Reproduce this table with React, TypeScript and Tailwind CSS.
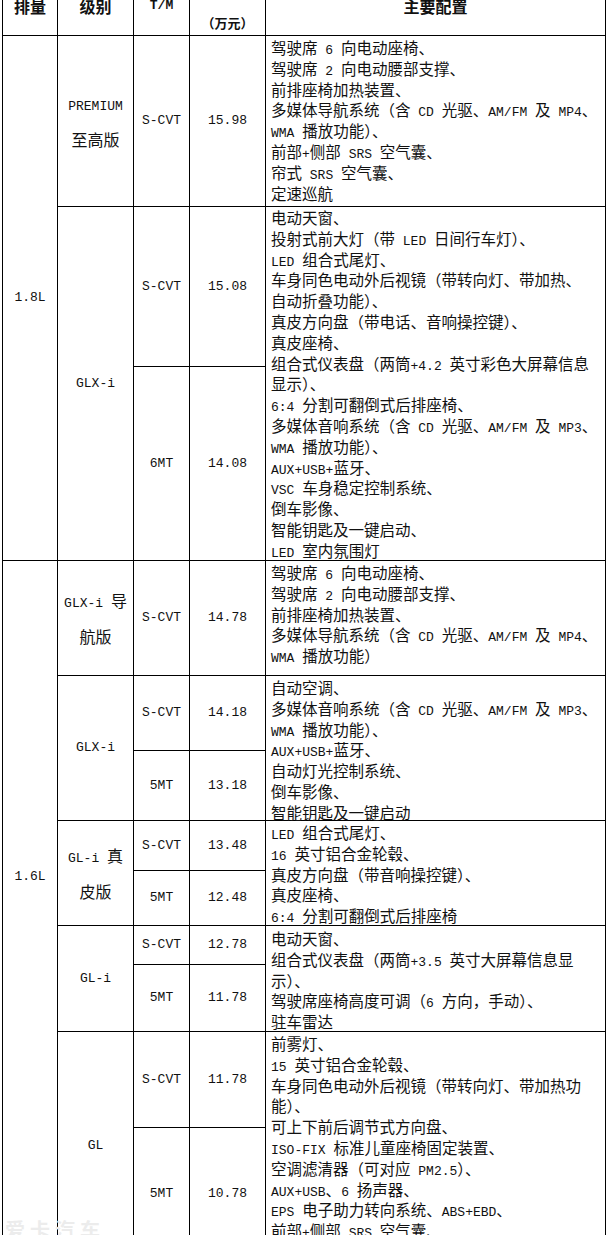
++++++++++
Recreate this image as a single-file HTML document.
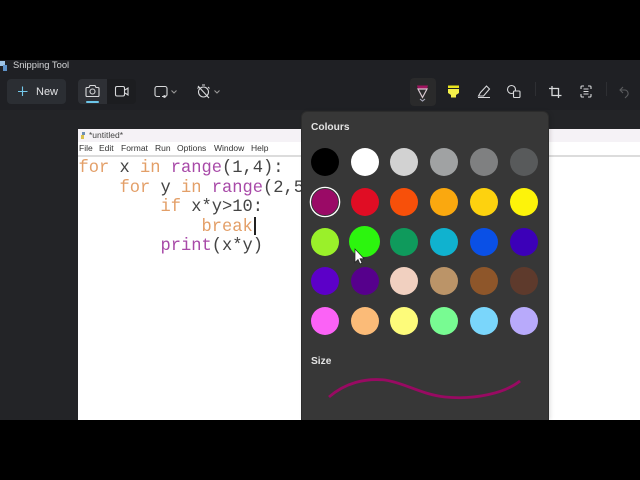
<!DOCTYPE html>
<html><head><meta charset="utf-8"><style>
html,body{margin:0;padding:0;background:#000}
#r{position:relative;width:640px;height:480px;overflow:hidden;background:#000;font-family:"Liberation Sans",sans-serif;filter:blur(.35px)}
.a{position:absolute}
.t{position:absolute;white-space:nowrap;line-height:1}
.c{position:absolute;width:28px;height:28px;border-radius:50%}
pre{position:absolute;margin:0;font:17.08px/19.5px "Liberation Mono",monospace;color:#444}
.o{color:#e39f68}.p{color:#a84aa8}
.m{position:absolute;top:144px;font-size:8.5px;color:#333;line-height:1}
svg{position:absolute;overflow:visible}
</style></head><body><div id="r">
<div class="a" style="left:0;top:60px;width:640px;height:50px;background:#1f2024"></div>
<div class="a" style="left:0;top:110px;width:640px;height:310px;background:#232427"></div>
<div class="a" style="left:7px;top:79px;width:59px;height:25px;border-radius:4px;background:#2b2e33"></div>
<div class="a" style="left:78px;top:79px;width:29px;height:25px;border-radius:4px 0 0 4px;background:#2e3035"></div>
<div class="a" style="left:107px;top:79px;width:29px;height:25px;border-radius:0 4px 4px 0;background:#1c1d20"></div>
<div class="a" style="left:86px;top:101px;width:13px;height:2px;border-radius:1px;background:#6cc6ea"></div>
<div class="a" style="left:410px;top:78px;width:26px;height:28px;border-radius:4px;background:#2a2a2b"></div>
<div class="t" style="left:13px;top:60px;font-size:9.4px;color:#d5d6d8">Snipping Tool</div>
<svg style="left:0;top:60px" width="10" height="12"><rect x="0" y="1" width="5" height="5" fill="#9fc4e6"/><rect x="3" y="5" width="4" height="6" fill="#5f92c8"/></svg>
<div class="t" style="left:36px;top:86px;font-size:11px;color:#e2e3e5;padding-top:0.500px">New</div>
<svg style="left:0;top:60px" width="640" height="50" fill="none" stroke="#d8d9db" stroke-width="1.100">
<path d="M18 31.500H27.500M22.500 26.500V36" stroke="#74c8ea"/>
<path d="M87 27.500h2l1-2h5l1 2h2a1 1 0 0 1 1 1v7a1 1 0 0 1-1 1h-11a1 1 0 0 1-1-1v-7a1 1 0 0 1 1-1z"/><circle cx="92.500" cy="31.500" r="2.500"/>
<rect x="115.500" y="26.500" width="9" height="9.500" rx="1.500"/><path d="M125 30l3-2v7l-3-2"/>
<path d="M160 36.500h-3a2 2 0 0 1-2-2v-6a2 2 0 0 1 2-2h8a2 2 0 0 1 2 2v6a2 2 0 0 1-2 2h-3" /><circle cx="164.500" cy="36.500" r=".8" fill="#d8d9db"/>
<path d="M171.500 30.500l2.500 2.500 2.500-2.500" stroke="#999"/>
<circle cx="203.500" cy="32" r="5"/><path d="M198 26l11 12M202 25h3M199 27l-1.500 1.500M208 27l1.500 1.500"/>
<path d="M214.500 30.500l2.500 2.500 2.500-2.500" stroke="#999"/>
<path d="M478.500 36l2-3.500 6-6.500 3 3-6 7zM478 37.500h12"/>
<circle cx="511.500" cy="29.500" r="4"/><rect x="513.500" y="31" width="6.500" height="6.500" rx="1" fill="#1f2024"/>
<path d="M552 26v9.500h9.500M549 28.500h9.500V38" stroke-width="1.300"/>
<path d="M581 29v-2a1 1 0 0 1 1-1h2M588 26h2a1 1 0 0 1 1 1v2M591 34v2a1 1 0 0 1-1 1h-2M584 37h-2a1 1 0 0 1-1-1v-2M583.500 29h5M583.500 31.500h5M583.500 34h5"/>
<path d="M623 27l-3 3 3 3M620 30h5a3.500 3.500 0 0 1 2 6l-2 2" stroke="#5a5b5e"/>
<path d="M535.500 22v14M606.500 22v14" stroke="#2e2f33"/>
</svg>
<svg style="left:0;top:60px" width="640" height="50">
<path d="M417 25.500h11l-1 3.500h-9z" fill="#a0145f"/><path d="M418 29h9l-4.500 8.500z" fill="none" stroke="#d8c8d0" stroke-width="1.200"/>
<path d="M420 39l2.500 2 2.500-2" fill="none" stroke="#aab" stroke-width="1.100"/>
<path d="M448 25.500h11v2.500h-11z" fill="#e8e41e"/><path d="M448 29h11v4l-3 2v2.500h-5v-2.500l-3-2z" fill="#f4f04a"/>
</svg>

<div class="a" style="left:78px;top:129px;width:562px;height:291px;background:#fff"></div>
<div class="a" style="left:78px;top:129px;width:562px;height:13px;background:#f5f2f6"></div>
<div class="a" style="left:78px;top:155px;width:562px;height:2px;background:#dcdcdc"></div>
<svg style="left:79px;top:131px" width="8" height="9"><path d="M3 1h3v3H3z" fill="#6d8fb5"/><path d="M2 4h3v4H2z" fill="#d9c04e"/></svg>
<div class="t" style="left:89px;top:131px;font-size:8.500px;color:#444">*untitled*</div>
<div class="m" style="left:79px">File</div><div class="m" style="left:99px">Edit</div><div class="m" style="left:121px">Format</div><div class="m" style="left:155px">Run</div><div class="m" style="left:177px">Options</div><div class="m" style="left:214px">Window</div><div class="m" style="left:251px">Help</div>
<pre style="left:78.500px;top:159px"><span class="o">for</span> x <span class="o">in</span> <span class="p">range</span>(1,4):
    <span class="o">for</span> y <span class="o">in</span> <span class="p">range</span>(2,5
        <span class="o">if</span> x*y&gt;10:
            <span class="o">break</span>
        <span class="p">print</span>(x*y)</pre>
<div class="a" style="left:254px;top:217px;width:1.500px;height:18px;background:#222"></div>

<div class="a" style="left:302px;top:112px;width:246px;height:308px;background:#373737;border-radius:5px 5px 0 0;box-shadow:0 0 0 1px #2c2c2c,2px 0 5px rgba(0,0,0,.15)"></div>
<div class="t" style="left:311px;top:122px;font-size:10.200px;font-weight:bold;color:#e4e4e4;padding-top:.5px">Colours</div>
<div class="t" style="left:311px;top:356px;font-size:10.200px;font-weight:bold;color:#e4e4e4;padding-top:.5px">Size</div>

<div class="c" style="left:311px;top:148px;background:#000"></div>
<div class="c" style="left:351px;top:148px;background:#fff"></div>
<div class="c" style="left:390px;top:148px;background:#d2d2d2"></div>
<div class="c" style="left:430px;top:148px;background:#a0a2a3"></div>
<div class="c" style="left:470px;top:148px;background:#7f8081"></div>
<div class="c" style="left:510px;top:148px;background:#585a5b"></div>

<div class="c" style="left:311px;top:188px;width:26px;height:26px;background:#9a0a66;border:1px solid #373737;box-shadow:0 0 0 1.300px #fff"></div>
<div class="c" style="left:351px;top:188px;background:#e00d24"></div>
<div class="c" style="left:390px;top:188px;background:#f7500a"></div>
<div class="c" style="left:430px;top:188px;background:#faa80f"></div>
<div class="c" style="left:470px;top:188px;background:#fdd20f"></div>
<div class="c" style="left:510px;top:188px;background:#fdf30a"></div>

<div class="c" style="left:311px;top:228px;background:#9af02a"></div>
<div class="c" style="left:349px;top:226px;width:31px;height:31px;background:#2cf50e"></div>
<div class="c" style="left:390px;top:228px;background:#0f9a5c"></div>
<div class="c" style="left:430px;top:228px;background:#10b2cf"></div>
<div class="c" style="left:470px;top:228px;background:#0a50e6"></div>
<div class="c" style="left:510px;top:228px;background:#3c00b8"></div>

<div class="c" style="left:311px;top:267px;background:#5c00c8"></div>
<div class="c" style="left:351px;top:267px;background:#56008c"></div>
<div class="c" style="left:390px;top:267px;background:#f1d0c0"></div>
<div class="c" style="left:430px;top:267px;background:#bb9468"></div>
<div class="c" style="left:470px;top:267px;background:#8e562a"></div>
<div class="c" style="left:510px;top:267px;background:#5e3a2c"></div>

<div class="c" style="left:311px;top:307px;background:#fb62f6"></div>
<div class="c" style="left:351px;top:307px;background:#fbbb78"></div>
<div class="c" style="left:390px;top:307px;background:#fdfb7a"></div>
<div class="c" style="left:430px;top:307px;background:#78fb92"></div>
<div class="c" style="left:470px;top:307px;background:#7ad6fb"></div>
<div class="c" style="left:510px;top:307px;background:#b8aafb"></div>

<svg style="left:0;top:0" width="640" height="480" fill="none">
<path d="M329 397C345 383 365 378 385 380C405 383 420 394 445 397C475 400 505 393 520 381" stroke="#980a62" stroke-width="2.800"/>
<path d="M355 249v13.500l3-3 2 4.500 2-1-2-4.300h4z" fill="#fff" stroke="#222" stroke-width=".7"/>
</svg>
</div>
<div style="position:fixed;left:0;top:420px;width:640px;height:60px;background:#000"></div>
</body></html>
++++++++++
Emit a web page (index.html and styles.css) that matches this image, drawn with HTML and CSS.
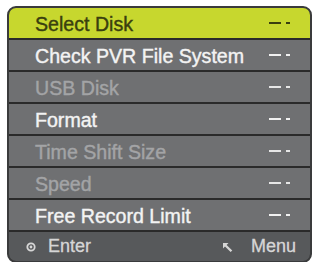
++++++++++
> _Required work_
Copy out the lines that hold "this".

> _Answer in full_
Reproduce this table with React, TypeScript and Tailwind CSS.
Recreate this image as a single-file HTML document.
Emit a web page (index.html and styles.css) that matches this image, drawn with HTML and CSS.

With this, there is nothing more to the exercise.